Twenty years ago, environmental and social considerations were not embedded into mainstream investment. When it came to ESG, governance was the only game in town.
“And the truth is, it still is,” says Matt Crossman, the director of stewardship at UK-based asset manager Rathbones Group. “Because everything in ESG comes down to how a company is being run.”
That is why he believes shareholders should have voted against BP’s board at its annual meeting, in response to its decision to row back on parts of a climate strategy it had signed off by shareholders in a Say on Climate vote last year.
The company had agreed with its investors that it would cut emissions by at least 35%, but revised that target to at least 20% in light of the short-term surge in demand for oil and gas.
While ESG took more than a decade to gain traction in the mainstream investment industry, Say on Climate found itself a strong fan base almost as soon as it was spawned three years ago. The idea is that, just like they do for pay and board composition, listed companies should run their plans to decarbonise past shareholders, to make sure they’re appropriate.
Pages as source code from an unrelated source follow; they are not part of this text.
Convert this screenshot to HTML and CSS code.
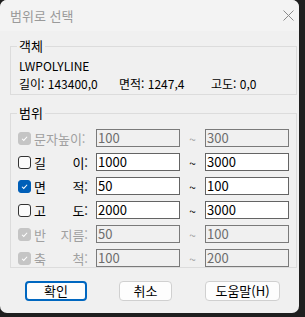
FILE: index.html
```html
<!DOCTYPE html>
<html lang="ko">
<head>
    <meta charset="UTF-8">
    <title>범위로 선택</title>
    <link rel="stylesheet" href="styles.css">
</head>
<body>
    <div class="window">
        <div class="titlebar">
            <span class="title">범위로 선택</span>
            <svg class="close" width="11" height="11" viewBox="0 0 11 11">
                <path d="M0.5 0.5 L10.5 10.5 M10.5 0.5 L0.5 10.5" stroke="#8a8a8a" stroke-width="1" fill="none"/>
            </svg>
        </div>
        <div class="client">
            <fieldset class="group group-object">
                <legend>객체</legend>
                <div class="line">LWPOLYLINE</div>
                <div class="line stats">
                    <span class="stat stat-len">길이: 143400,0</span>
                    <span class="stat stat-area">면적: 1247,4</span>
                    <span class="stat">고도: 0,0</span>
                </div>
            </fieldset>

            <fieldset class="group group-range">
                <legend>범위</legend>

                <div class="row disabled">
                    <span class="check on"><svg viewBox="0 0 13 13"><path d="M3.5 6.8 L5.6 8.8 L9.6 4.4" /></svg></span>
                    <span class="label"><span>문자높이:</span></span>
                    <span class="field">100</span>
                    <span class="tilde">~</span>
                    <span class="field">300</span>
                </div>

                <div class="row">
                    <span class="check"></span>
                    <span class="label"><span>길</span><span>이:</span></span>
                    <span class="field">1000</span>
                    <span class="tilde">~</span>
                    <span class="field">3000</span>
                </div>

                <div class="row">
                    <span class="check on"><svg viewBox="0 0 13 13"><path d="M3.5 6.8 L5.6 8.8 L9.6 4.4" /></svg></span>
                    <span class="label"><span>면</span><span>적:</span></span>
                    <span class="field">50</span>
                    <span class="tilde">~</span>
                    <span class="field">100</span>
                </div>

                <div class="row">
                    <span class="check"></span>
                    <span class="label"><span>고</span><span>도:</span></span>
                    <span class="field">2000</span>
                    <span class="tilde">~</span>
                    <span class="field">3000</span>
                </div>

                <div class="row disabled">
                    <span class="check on"><svg viewBox="0 0 13 13"><path d="M3.5 6.8 L5.6 8.8 L9.6 4.4" /></svg></span>
                    <span class="label"><span>반</span><span>지름:</span></span>
                    <span class="field">50</span>
                    <span class="tilde">~</span>
                    <span class="field">100</span>
                </div>

                <div class="row disabled">
                    <span class="check on"><svg viewBox="0 0 13 13"><path d="M3.5 6.8 L5.6 8.8 L9.6 4.4" /></svg></span>
                    <span class="label"><span>축</span><span>척:</span></span>
                    <span class="field">100</span>
                    <span class="tilde">~</span>
                    <span class="field">200</span>
                </div>
            </fieldset>

            <div class="buttons">
                <button type="button" class="btn btn-ok">확인</button>
                <button type="button" class="btn btn-cancel">취소</button>
                <button type="button" class="btn btn-help">도움말(H)</button>
            </div>
        </div>
    </div>
</body>
</html>
```

FILE: styles.css
```css
body {
    margin: 0;
    background-color: #1f1f1f;
    font-family: "Noto Sans CJK KR", "Noto Sans", sans-serif;
    font-size: 12px;
    color: #000;
}
.window {
    width: 299px;
    height: 313px;
    background: #f0f0f0;
    border-radius: 7px;
    overflow: hidden;
}
.titlebar {
    height: 31px;
    background: #f3f3f3;
    display: flex;
    align-items: center;
    justify-content: space-between;
    padding: 0 5px 0 10px;
}
.title {
    color: #9a9a9a;
    font-size: 13px;
    margin-top: -1px;
}
.close {
    margin-top: -1px;
}
.client {
    padding: 7px 2px 0 10px;
}
.group {
    margin: 0;
    padding: 0 7px;
    border: 1px solid #dcdcdc;
    min-width: 0;
}
.group legend {
    padding: 0 2px;
    margin-left: -1px;
    font-size: 13px;
    line-height: 16px;
}
.group-object {
    padding-top: 3px;
    padding-bottom: 1px;
}
.line {
    line-height: 18px;
    padding-left: 1px;
}
.stats {
    display: flex;
}
.stat-len {
    width: 100px;
}
.stat-area {
    width: 92px;
}
.group-range {
    margin-top: 10px;
    padding-top: 8px;
    padding-bottom: 0;
    display: flex;
    flex-direction: column;
    gap: 6px;
}
.row {
    display: flex;
    align-items: center;
    height: 18px;
}
.check {
    width: 11px;
    height: 11px;
    border: 1px solid #333;
    border-radius: 3px;
    background: #fbfbfb;
    display: flex;
}
.check svg {
    width: 11px;
    height: 11px;
    fill: none;
    stroke: #fff;
    stroke-width: 1.2;
}
.check.on {
    background: #005fb8;
    border-color: #005fb8;
}
.disabled .check.on {
    background: #c5c5c5;
    border-color: #c5c5c5;
}
.label {
    width: 54px;
    margin-left: 3px;
    display: flex;
    justify-content: space-between;
    font-size: 13px;
}
.field {
    width: 82px;
    height: 16px;
    margin-left: 8px;
    border: 1px solid #646464;
    background: #fff;
    line-height: 16px;
    padding-left: 1px;
    box-sizing: content-box;
    width: 81px;
    font-size: 13px;
}
.tilde {
    width: 25px;
    text-align: center;
}
.tilde + .field {
    margin-left: 0;
}
.disabled {
    color: #a0a0a0;
}
.disabled .field {
    background: #f0f0f0;
    border-color: #7a7a7a;
    color: #6d6d6d;
}
.buttons {
    display: flex;
    margin-top: 13px;
    padding-left: 15px;
}
.btn {
    height: 20px;
    font-family: inherit;
    font-size: 13px;
    line-height: 16px;
    background: #fdfdfd;
    border: 1px solid #d0d0d0;
    border-radius: 4px;
    padding: 0;
    color: #000;
}
.btn-ok {
    width: 62px;
    border: 2px solid #0067c0;
}
.btn-cancel {
    width: 53px;
    margin-left: 32px;
}
.btn-help {
    width: 75px;
    margin-left: 33px;
}
```
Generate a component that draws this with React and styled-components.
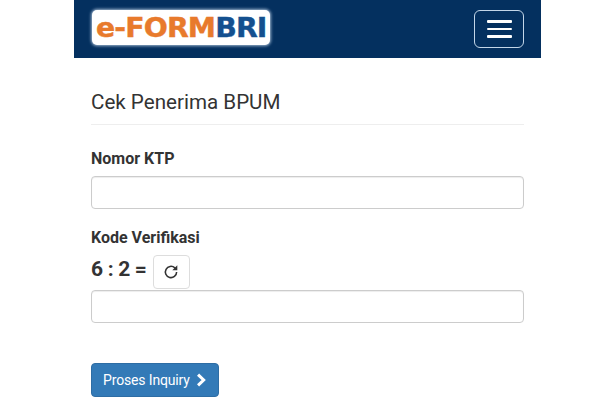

“BP’s AGM was a watershed moment for the Say on Climate movement,” says Crossman. “If shareholders and companies are operating in partnership, with investors trusting companies to ask their opinion on key strategic issues, then – regardless of whether you agree with the substance of BP’s updated climate plan – the fact they didn’t put it back to a shareholder vote after they changed it calls into question the whole governance architecture of Say on Climate.”
Five UK pension funds announced ahead of BP’s annual general meeting (AGM) that they would vote against the chair, Helge Lund, in response to the move, but most investors did not feel as strongly. Despite nearly 90% endorsing the 2022 climate strategy, 90% also backed Lund’s re-election in April. A shareholder proposal pushing for more ambitious climate targets received less than 17% support.
Fellow oil major Shell has also been accused of putting its shareholder-approved climate commitments on the backburner in favour of meeting short-term energy demands. Again, a more ambitious climate proposal at the firm received around 20% support, and the chair got backing from more than 90% of investors.
Regulating transition plans
Regulators across Europe are rowing in to mandate climate transition plans (which cover decarbonisation targets as well as other areas, like scenario analysis); and it remains to be seen whether these new rules will strengthen or weaken the Say on Climate movement.
The UK government’s Transition Plan Taskforce has proposed guidance for what should be included in corporate transition plans published under existing TCFD-based regulation.
In the EU, the Corporate Sustainability Reporting Directive demands that entities publish climate transition plans, if they exist. Because it is just a reporting law, there is some disagreement as to whether the Directive can mandate transition plans in instances where they do not exist, but the upcoming Corporate Sustainability Due Diligence Directive is trying to do just that for all companies with significant EU operations.
These moves to embed climate plans into legislation could make it easier to convince companies to put those plans to a shareholder vote, but they could also be a seen as a more official replacement for Say on Climate votes – especially if cases like BP and Shell cause those votes are perceived as ineffective.
Developments in France
Grégoire Cousté, the executive director of France’s Forum pour l’Investissement Responsable, also known as the French Sustainable Investment Forum (SIF), believes both regulatory interventions and shareholder votes are needed to strengthen the quality of climate strategies, arguing that “Say on Climate is a necessary tool to increase shareholder democracy”.
To prevent investors from being overloaded, the French SIF has begun evaluating every Say on Climate proposal in France and telling its members whether the proposals are credible. The evaluation looks at the governance of the proposal – a strategy should be revised every three years with an annual vote on progress, for example.
To assess the content of the plans, it uses long-standing and recently-updated guidance from France’s Agency for Ecological Transition, ADEME.
Cousté notes “a growing convergence” among investors and rulemakers in France on the need to mandate Say on Climate votes.
Nearly 50 financial institutions, including key French pension funds like Ircantec, ERAFP and Fonds de Réserve pour les Retraites (FRR), signed a letter from the SIF calling for Say on Climate to be a legal requirement for all major companies.
The body is currently fighting to have this rule added to the Green Industry Bill being developed in France to compete with the US Inflation Reduction Act.
Unlike other mandatory votes that companies have to put to shareholders, such as pay and board composition, SIF wants Say on Climate to remain non-binding.
France’s supervisor AMF has also waded into the debate, asking for advice from its multi-stakeholder Climate and Sustainable Finance Commission (CCFD) on the topic. In January, CCFD said that Say on Climate should become mandatory for all companies covered by the CSRD, and that transition plans should go back to a vote if any changes are made.
On the back of this advice, AMF came to a more conservative conclusion, saying that it would be helpful to embed Say on Climate votes into law for all listed companies in France.